Good: Finland’s Fortum has become one of the largest foreign investors in Russia’s power sector, opening 1,400 MW of newbuild capacity in 2012 as part of plans to invest 4 billion euros (US$5 billion) by 2014. The company is staying one step ahead of Russian government criticism of the slow pace of investment in new generating capacity.
Bad: The “No” vote in Lithuania’s referendum on the Visaginas nuclear project and the election of a centre-left government unenthusiastic about the venture have thrown the country’s nuclear sector into confusion. This has prevented any meaningful talks with neighbours Poland, Latvia and Estonia, and has caused those potential partners to consider alternative energy projects.
Future: The Czech Republic will choose the supplier of a new reactor for the Temelin NPP, with Westinghouse and a Russian-Czech venture led by Atomstroyexport left in the running after Areva was recently excluded by state utility CEZ.

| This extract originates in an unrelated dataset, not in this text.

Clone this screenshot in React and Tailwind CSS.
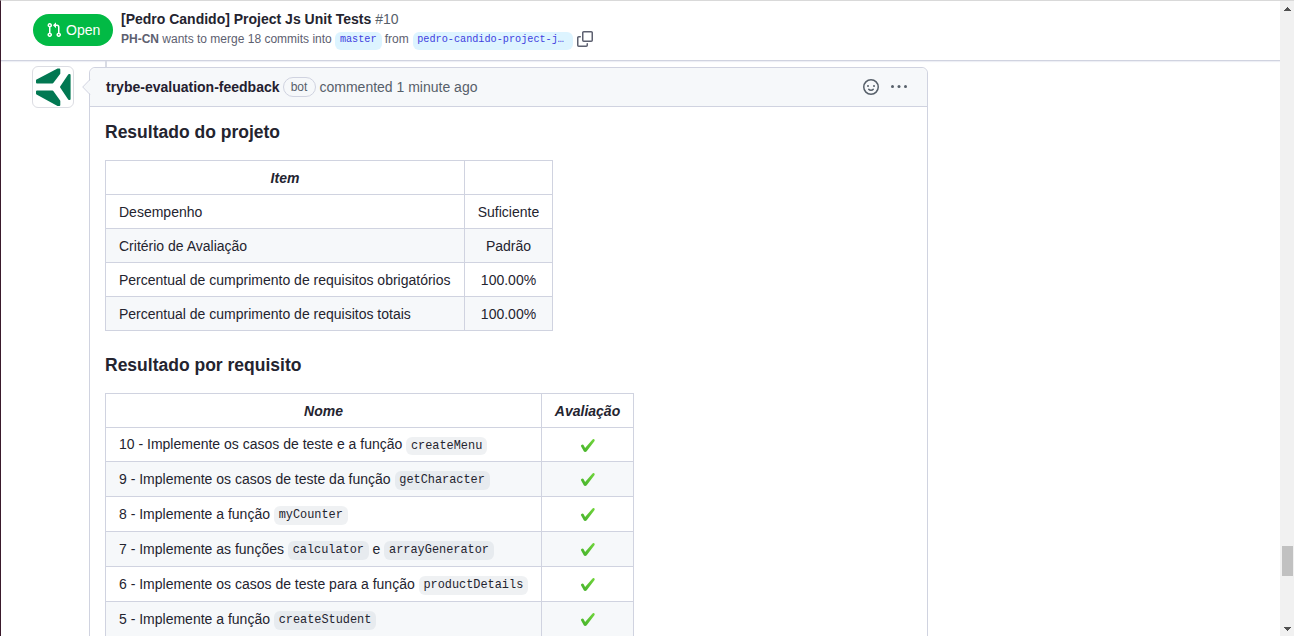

Good: South Africa lifted its ban on hydraulic fracturing, paving the way for shale gas development to take place in the Karoo Basin. Exploitation of this resource could still be years away, but supporters of shale are describing it as a game-changer for South Africa, which is thought to have the world’s fifth largest shale gas reserves and is facing the prospect of LNG imports and rising emissions from coal-fired generation.
Bad: Shale gas exploration in Poland has returned disappointing results so far. ExxonMobil decided to stop exploring for shale gas in Poland earlier this year, and is in talks to sell its licences, as is Talisman Energy. The move is a blow to Poland’s efforts to end its dependence on Russian gas.
Future: China is stepping up shale gas development, with ambitious plans to produce 6.5 billion cubic metres per year of gas from shale by 2015. The country recently held a second shale licensing round, and its massive reserves have attracted a lot of interest, but development is expected to be far more challenging than in the US, and China is likely to struggle to reach its target.